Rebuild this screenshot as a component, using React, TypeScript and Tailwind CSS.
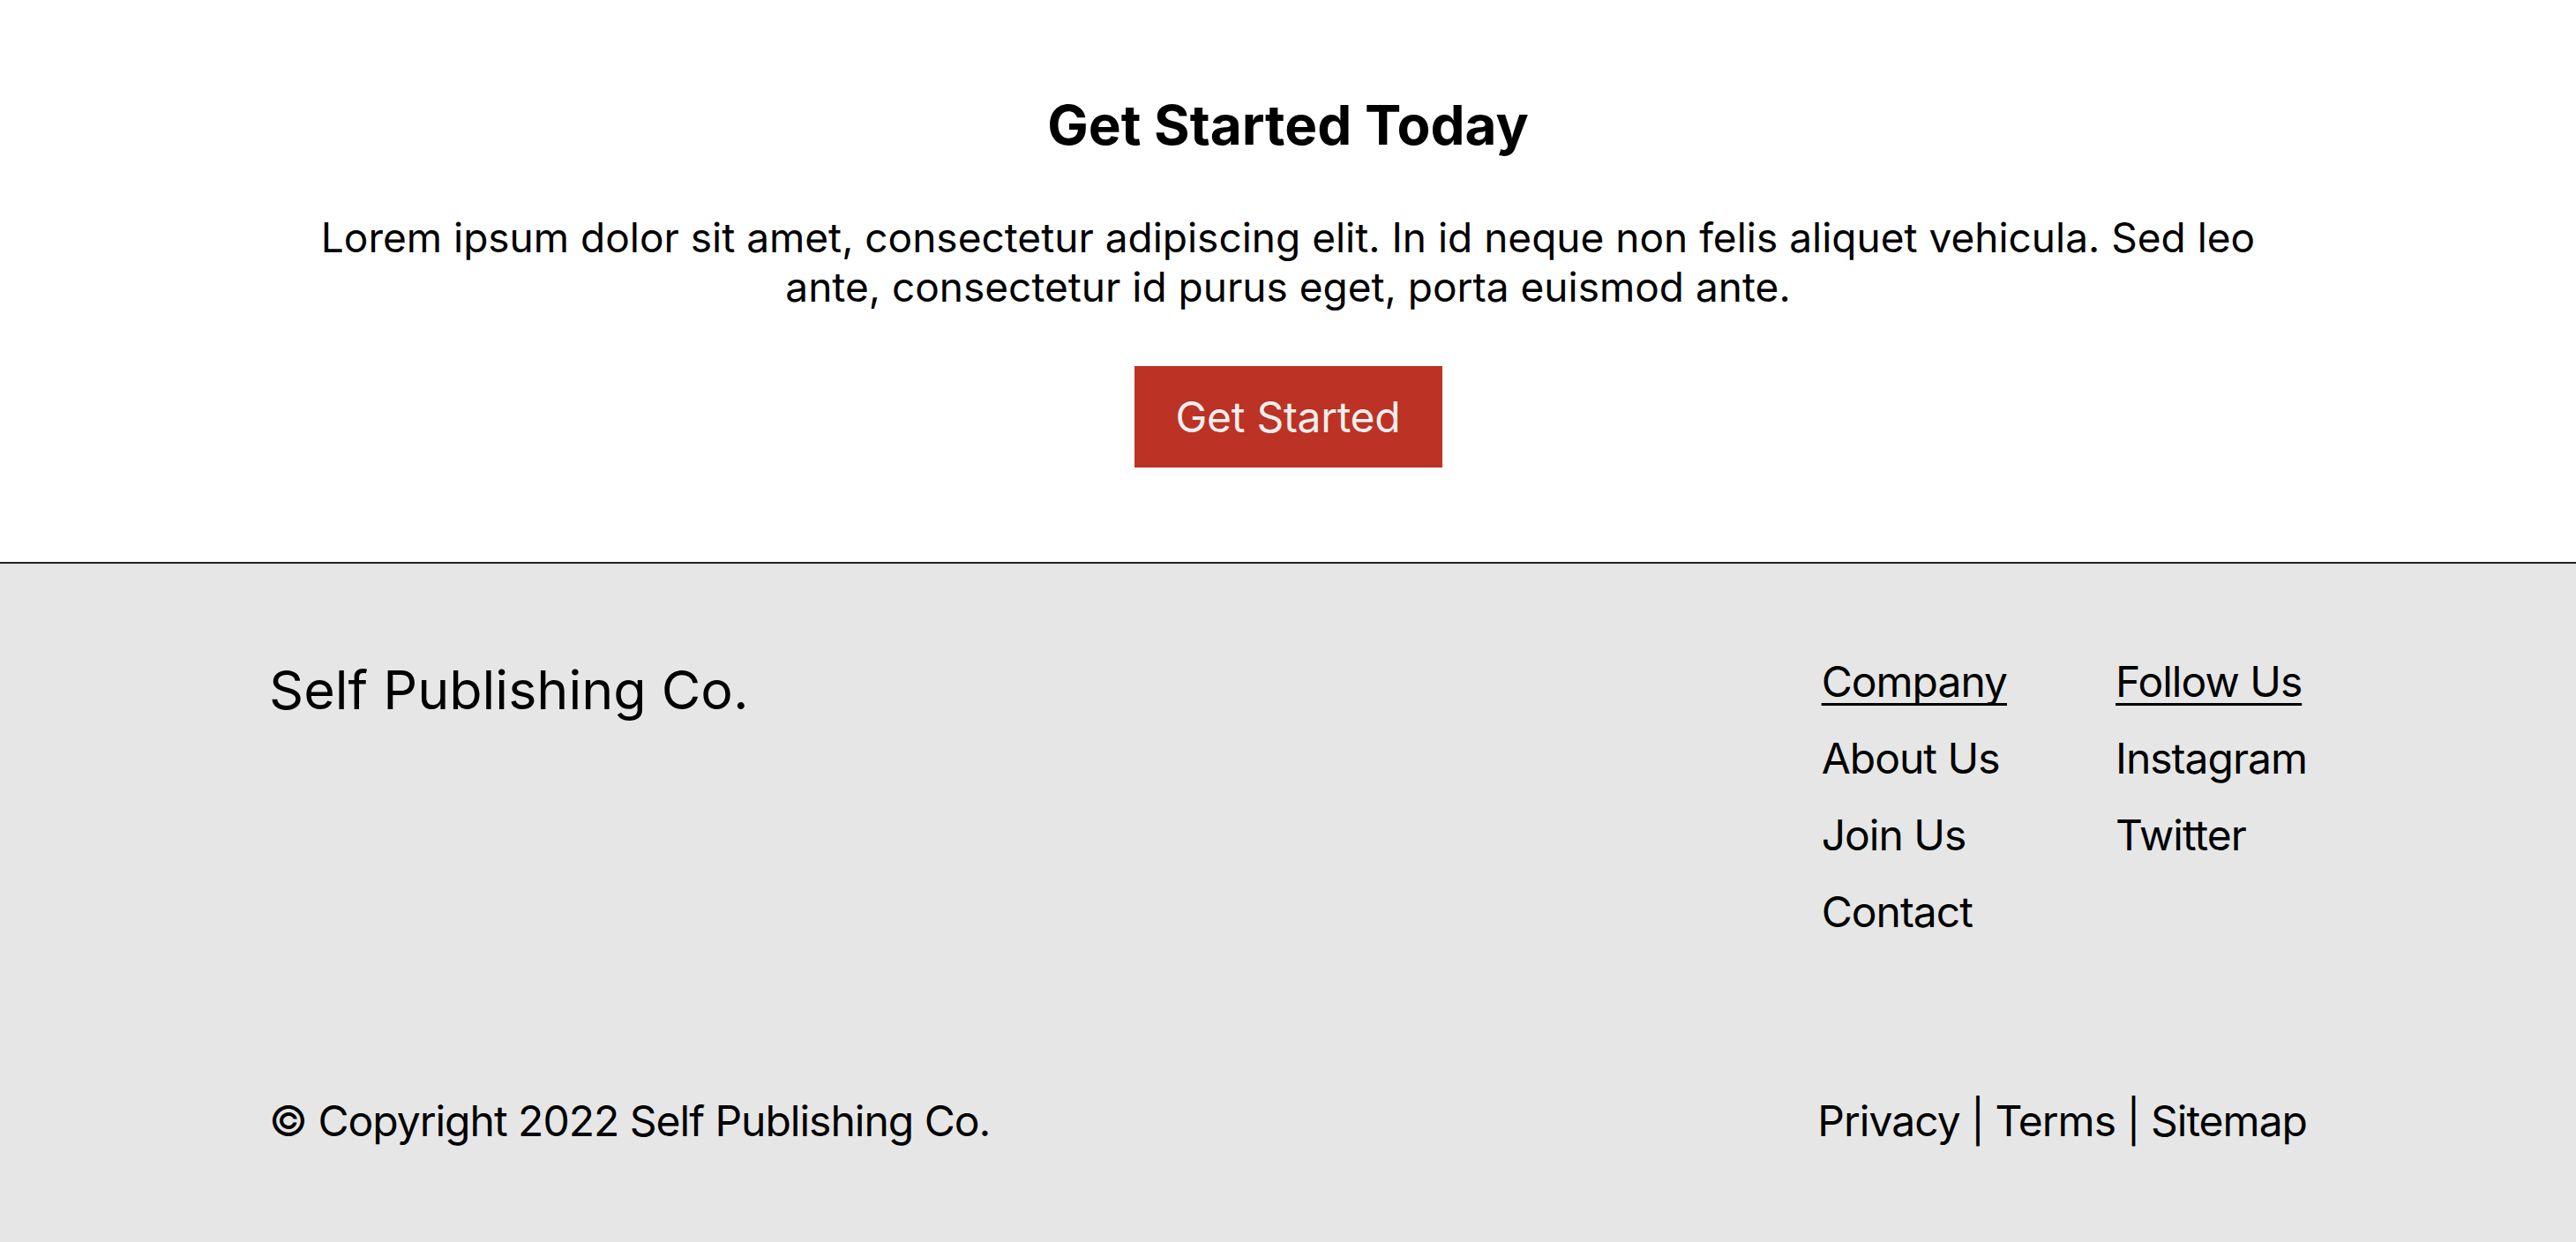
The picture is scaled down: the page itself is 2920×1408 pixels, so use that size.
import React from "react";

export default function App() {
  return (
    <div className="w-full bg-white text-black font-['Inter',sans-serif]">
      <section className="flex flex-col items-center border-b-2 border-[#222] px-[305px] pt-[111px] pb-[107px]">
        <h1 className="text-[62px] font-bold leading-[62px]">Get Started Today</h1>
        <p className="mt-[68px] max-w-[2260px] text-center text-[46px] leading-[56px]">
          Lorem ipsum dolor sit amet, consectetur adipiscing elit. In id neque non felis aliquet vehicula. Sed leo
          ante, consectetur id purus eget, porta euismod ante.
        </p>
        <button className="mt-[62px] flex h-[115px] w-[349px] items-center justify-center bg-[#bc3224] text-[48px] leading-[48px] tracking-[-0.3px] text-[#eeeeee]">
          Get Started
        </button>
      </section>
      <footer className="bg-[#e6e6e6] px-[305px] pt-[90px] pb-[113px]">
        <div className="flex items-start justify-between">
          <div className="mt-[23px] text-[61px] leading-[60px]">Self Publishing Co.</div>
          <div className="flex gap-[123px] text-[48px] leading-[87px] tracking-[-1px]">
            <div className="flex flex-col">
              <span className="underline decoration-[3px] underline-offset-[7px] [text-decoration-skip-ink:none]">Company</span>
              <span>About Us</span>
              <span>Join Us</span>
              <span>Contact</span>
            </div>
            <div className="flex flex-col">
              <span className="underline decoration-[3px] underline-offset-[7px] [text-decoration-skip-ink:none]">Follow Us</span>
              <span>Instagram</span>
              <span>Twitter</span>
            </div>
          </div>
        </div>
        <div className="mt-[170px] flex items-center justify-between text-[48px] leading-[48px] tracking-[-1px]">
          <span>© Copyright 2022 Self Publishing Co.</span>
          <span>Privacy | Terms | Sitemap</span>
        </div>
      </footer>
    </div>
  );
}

▶ **Aim of the task**: Scan the lines for the string "React". Pick out every line that has it.

▶ **Exercise output**:
Rebuild this screenshot as a component, using React, TypeScript and Tailwind CSS.
import React from "react";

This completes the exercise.